The U.S. trade deficit in goods widened sharply in December, likely as businesses front-loaded imports in anticipation of broad tariffs from President Donald Trump's new administration.

The goods trade gap increased 18.0% to $122.1 billion last month, the Commerce Department's Census Bureau said on Wednesday. Goods imports surged $10.8 billion to $289.6 billion, while exports fell $7.8 billion to $167.5 billion.

Trump has promised to impose or massively raise tariffs on imported goods, including from China, Canada and Mexico.

The Port of Oakland in Oakland, California, U.S., is seen as U.S. President-elect Donald Trump is inaugurated for a second term, January 20, 2025. REUTERS/Michaela Vatcheva

The widening in the goods deficit suggested that trade probably remained a drag on gross domestic product in the fourth quarter. Trade has subtracted from GDP for three straight quarters. The government is scheduled to publish its advance estimate of fourth-quarter GDP on Thursday.

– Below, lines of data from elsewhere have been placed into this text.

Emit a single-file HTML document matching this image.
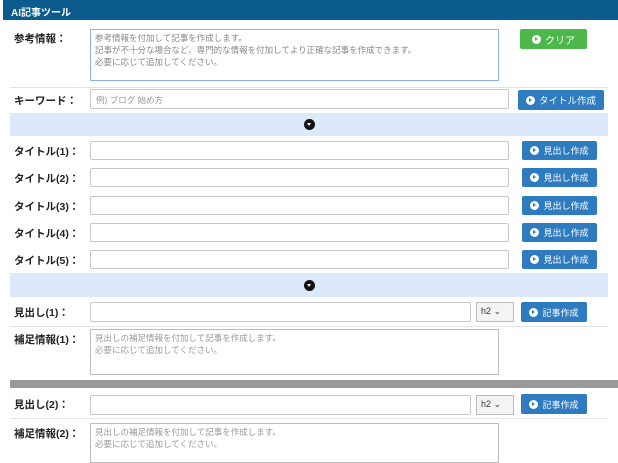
<!DOCTYPE html>
<html><head><meta charset="utf-8"><style>
*{box-sizing:border-box;margin:0;padding:0}
body{width:618px;height:450px;overflow:hidden;background:#fff;font-family:"Liberation Sans","Noto Sans CJK JP",sans-serif;position:relative;color:#333}
.a{position:absolute}
.hd{left:3px;top:0;width:615px;height:20px;background:#0b5b8f;color:#fff;font-size:10px;font-weight:bold;padding:4px 0 0 8px}
.lb{font-size:10.5px;font-weight:bold;color:#222;left:14px}
.in{border:1px solid #c8c8c8;background:#fff;border-radius:2px}
.ta{border:1px solid #bbb;background:#fff;font-size:8.5px;color:#999;line-height:12px;padding:2px 4px}
.bt{background:#2e7bbf;color:#fff;font-size:9px;border-radius:2px;display:flex;align-items:center;justify-content:center;gap:4px}
.ic{width:9px;height:9px;border-radius:50%;background:#fff;display:inline-block;position:relative}
.ic:after{content:"";position:absolute;left:3px;top:2px;border-left:3px solid currentColor;border-top:2.5px solid transparent;border-bottom:2.5px solid transparent}
.band{left:10px;width:598px;background:#dbe9fa}
.dn{width:11px;height:11px;border-radius:50%;background:#111;left:50%;margin-left:-5px}
.dn:after{content:"";position:absolute;left:3px;top:4px;border-top:3px solid #fff;border-left:2.5px solid transparent;border-right:2.5px solid transparent}
.line{left:10px;width:598px;height:1px;background:#e4e4e4}
.sel{border:1px solid #bbb;background:#f4f4f4;font-size:9px;padding:3px 4px;color:#333}
</style></head><body>
<div class="a hd">AI記事ツール</div>

<div class="a lb" style="top:31px">参考情報：</div>
<div class="a ta" style="left:90px;top:29px;width:409px;height:52px;border-color:#8ab4e0;color:#888">参考情報を付加して記事を作成します。<br>記事が不十分な場合など、専門的な情報を付加してより正確な記事を作成できます。<br>必要に応じて追加してください。</div>
<div class="a bt" style="left:520px;top:29px;width:67px;height:20px;background:#4cb84c;font-size:10px"><span class="ic" style="color:#4cb84c"></span>クリア</div>
<div class="a line" style="top:87px"></div>

<div class="a lb" style="top:93px">キーワード：</div>
<div class="a in" style="left:90px;top:89px;width:419px;height:20px;font-size:8.5px;color:#999;padding:4px 5px">例) ブログ 始め方</div>
<div class="a bt" style="left:518px;top:90px;width:86px;height:20px;font-size:9.5px"><span class="ic" style="color:#2e7bbf"></span>タイトル作成</div>

<div class="a band" style="top:113px;height:23px"><div class="a dn" style="top:6px"></div></div>

<div class="a lb" style="top:144px">タイトル(1)：</div><div class="a in" style="left:90px;top:141px;width:419px;height:19px"></div><div class="a bt" style="left:522px;top:141px;width:75px;height:19px"><span class="ic" style="color:#2e7bbf"></span>見出し作成</div>
<div class="a lb" style="top:171px">タイトル(2)：</div><div class="a in" style="left:90px;top:168px;width:419px;height:19px"></div><div class="a bt" style="left:522px;top:168px;width:75px;height:19px"><span class="ic" style="color:#2e7bbf"></span>見出し作成</div>
<div class="a lb" style="top:199px">タイトル(3)：</div><div class="a in" style="left:90px;top:196px;width:419px;height:19px"></div><div class="a bt" style="left:522px;top:196px;width:75px;height:19px"><span class="ic" style="color:#2e7bbf"></span>見出し作成</div>
<div class="a lb" style="top:226px">タイトル(4)：</div><div class="a in" style="left:90px;top:223px;width:419px;height:19px"></div><div class="a bt" style="left:522px;top:223px;width:75px;height:19px"><span class="ic" style="color:#2e7bbf"></span>見出し作成</div>
<div class="a lb" style="top:253px">タイトル(5)：</div><div class="a in" style="left:90px;top:250px;width:419px;height:19px"></div><div class="a bt" style="left:522px;top:250px;width:75px;height:19px"><span class="ic" style="color:#2e7bbf"></span>見出し作成</div>

<div class="a band" style="top:273px;height:24px"><div class="a dn" style="top:7px"></div></div>

<div class="a lb" style="top:305px">見出し(1)：</div>
<div class="a in" style="left:90px;top:302px;width:381px;height:20px"></div>
<div class="a sel" style="left:476px;top:302px;width:38px;height:20px">h2 ⌄</div>
<div class="a bt" style="left:521px;top:302px;width:66px;height:20px"><span class="ic" style="color:#2e7bbf"></span>記事作成</div>
<div class="a line" style="top:326px"></div>
<div class="a lb" style="top:332px">補足情報(1)：</div>
<div class="a ta" style="left:90px;top:329px;width:409px;height:46px">見出しの補足情報を付加して記事を作成します。<br>必要に応じて追加してください。</div>

<div class="a" style="left:10px;top:380px;width:608px;height:8px;background:#999"></div>

<div class="a lb" style="top:397px">見出し(2)：</div>
<div class="a in" style="left:90px;top:395px;width:381px;height:20px"></div>
<div class="a sel" style="left:476px;top:395px;width:38px;height:20px">h2 ⌄</div>
<div class="a bt" style="left:521px;top:394px;width:66px;height:20px"><span class="ic" style="color:#2e7bbf"></span>記事作成</div>
<div class="a line" style="top:418px"></div>
<div class="a lb" style="top:426px">補足情報(2)：</div>
<div class="a ta" style="left:90px;top:423px;width:409px;height:40px">見出しの補足情報を付加して記事を作成します。<br>必要に応じて追加してください。</div>
</body></html>
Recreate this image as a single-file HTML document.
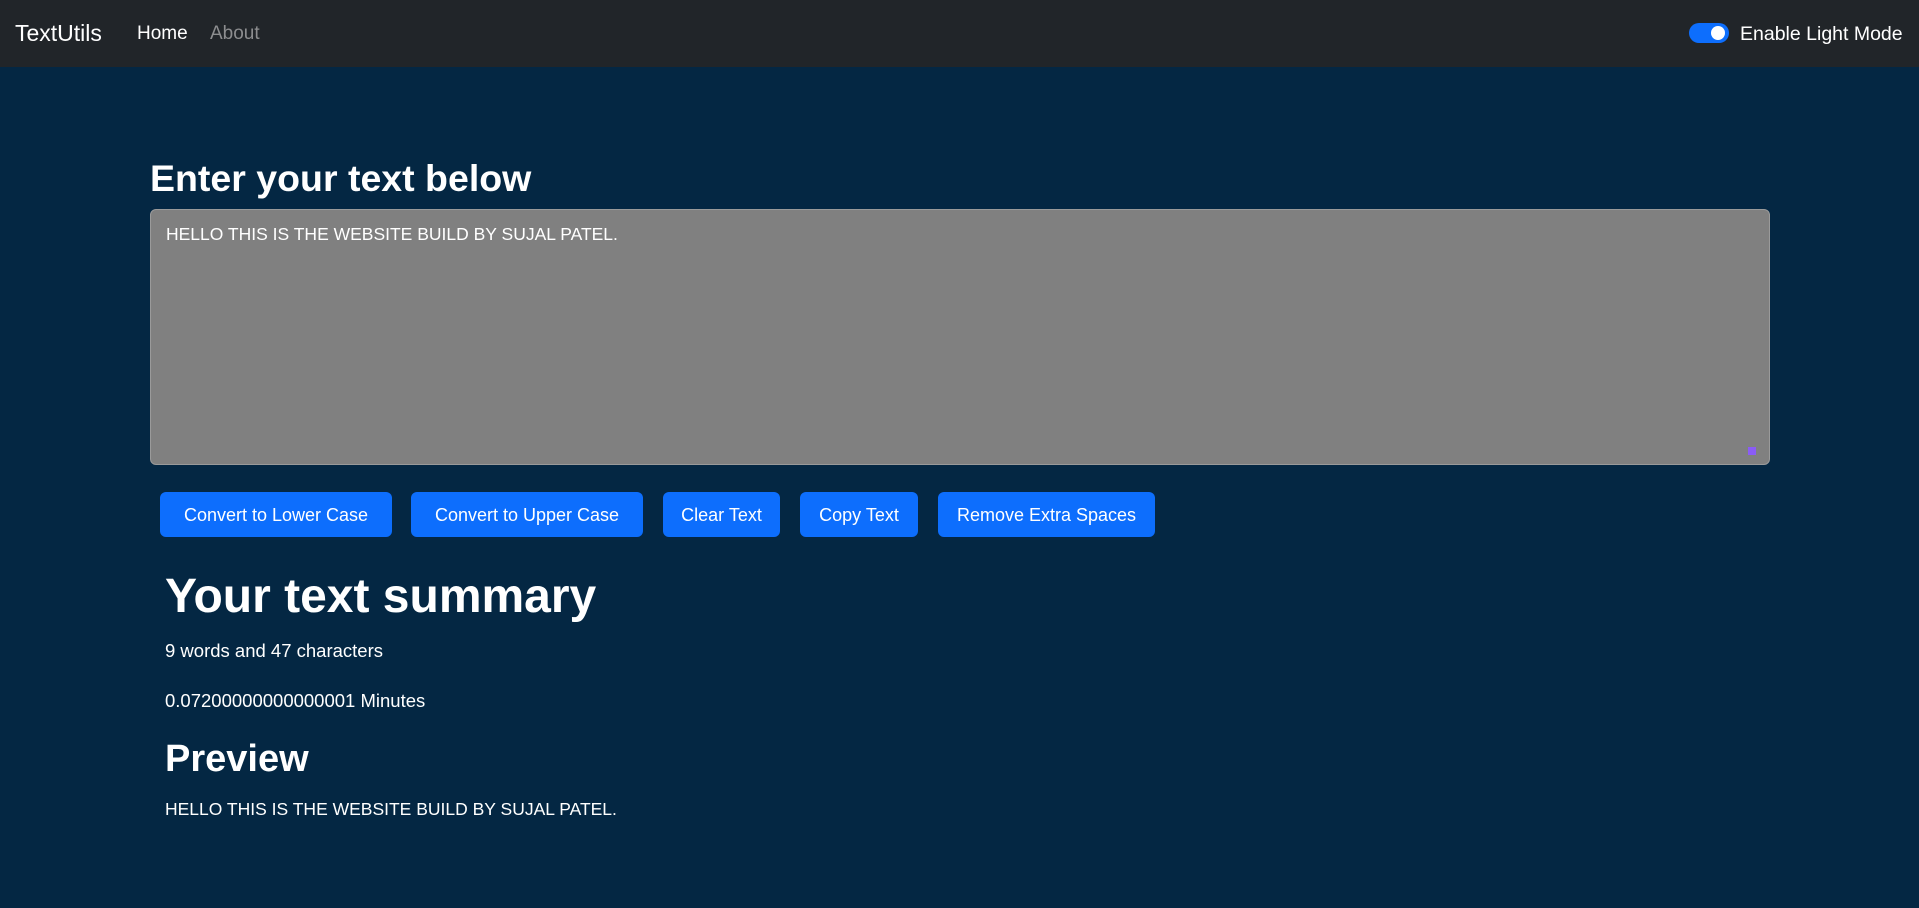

A Reuters survey of economists forecast GDP rising at a 2.6% annualized rate last quarter.

The economy grew at a 3.1% pace in the July-September quarter. It is expanding well above the 1.8% that Federal Reserve officials regard as the non-inflationary growth pace. 

The U.S. central bank is expected to leave its benchmark overnight interest rate in the 4.25%-4.50% range at the end of a two-day policy meeting on Wednesday, having reduced it by 100 basis points since September. The policy rate was hiked by 5.25 percentage points in 2022 and 2023 to tame high inflation.